Зато какую радость он испытал 13 марта 1915 года, узнав о смерти отставного министра! Морис Палеолог, посетивший три дня спустя Николая в ставке, расположенной неподалеку от Барановичей, услышал от него: «Смерть графа Витте была для меня большим облегчением». Император всероссийский, царь польский, князь финляндский и прочая и прочая… был, по словам французского посла, поразительно весел в тот день. И его по-человечески нетрудно понять: он знал, что бывший начальник службы движения одесской железной дороги, возведенный им в графское достоинство, считал его полным ничтожеством. Впрочем, разве так думал один Витте? Ничтожество – другого слова было не подобрать. Этот человек, вступление которого на престол ознаменовалось знаменитой Ходынкой и который, сам того не подозревая, дал знак первой русской революции расстрелом 9 января 1905 года верноподданнической демонстрации, явившейся к Зимнему дворцу с хоругвями и иконами, никак не выглядел страшным убийцей.
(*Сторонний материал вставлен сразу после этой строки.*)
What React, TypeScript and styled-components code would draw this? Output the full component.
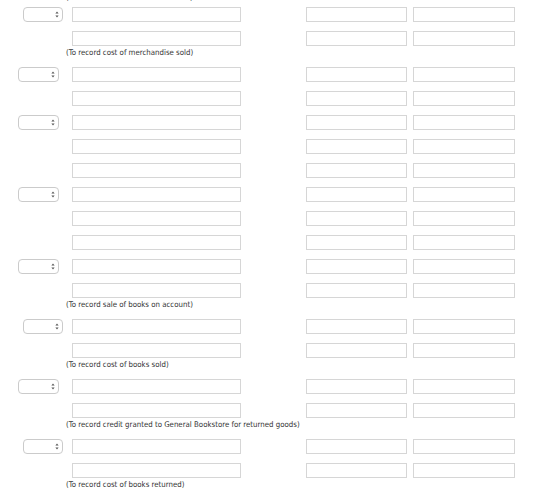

Он был прост в обращении, воспитан, приветлив, старался на всякого произвести как можно лучшее впечатление и, пока речь шла о вещах повседневных, казался совсем неглупым. Нельзя даже сказать, что у него не было государственного мышления. Беда лишь, что оно находилось на средневековом уровне. О себе он знал прежде всего, что он – помазанник божий. Ему дважды пришлось выступить перед Государственной думой, и это были для него минуты величайшего унижения. Он бледнел, запинался, стискивал и засовывал за пояс руки, чтобы не потерять дар речи. Когда мать выговаривала ему за очередную политическую глупость, у него был один ответ – он принимался кричать: «В конце концов, я – император!» Идея самодержавия, маниакально им овладевшая, не делала его, впрочем, хоть сколько-нибудь сильной личностью. В нем всегда подспудно таилось чувство обреченности. Иногда оно прорывалось наружу, и тогда близкие слышали от него: «За что я ни примусь, ничего не удается. Провидение против меня. Я плохо кончу». Этот вот комплекс неполноценности и оборачивался порой роковым образом для окружающих.

Себя он считал фигурой символической и был в этом совершенно прав. Он и в самом деле воплощал в себе самодержавие, упорно, последовательно, упрямо идущее к неотвратимому концу. Интересно, что из этого мог услышать Уэллс от Мориса Беринга? А впрочем, разве с одним только Берингом он говорил о России? Среди друзей Уэллса был журналист и литературовед Гарольд Уильямс, жена которого, в девичестве Ариадна Владимировна Тыркова, познакомилась за несколько лет до этого со своим будущим мужем в Париже, где очутилась отнюдь не по своей воле. Ариадна Тыркова была видной публицисткой союза «Освобождение», преобразованного в 1905 году в кадетскую партию. В 1904 году она была арестована на финляндской границе, когда перевозила тираж «Освобождения» – журнала, издававшегося союзом, – приговорена к двум с половиной годам тюрьмы, но сумела бежать, а потом была амнистирована. В 1912 году она вернулась на родину уже в качестве английской гражданки. В этот год Уильямс был назначен корреспондентом в Петербург и к 1914 году уже основательно там обжился. Там он в очередной раз и встретился со своим лондонским знакомым – Уэллсом. Когда у Уэллса родилась мысль приехать в Россию? Трудно сказать. Но, скорее всего, он загорелся этим желанием именно летом 1913 года после разговоров с Морисом Берингом. Он отправился в Петербург вместе с ним. Свое намеренье посмотреть Россию Уэллс осуществил с присущей ему стремительностью. На русскую землю он вступил уже 13 января 1914 года. В приезде Уэллса к нам в 1914 году есть одно странное обстоятельство. Он постарался поначалу совершить эту поездку инкогнито. Чем это объяснить? Конечно, лучше всего усмотреть здесь проявление его особой скромности. К сожалению, это выглядело бы не слишком убедительно: скромность никак не принадлежала к числу главных достоинств Уэллса, и, скажем, свои поездки в Америку он обставлял со всей возможной помпой. Боязнью, что всякого рода официальные церемонии отвлекут его и помешают по-настоящему познакомиться с жизнью страны?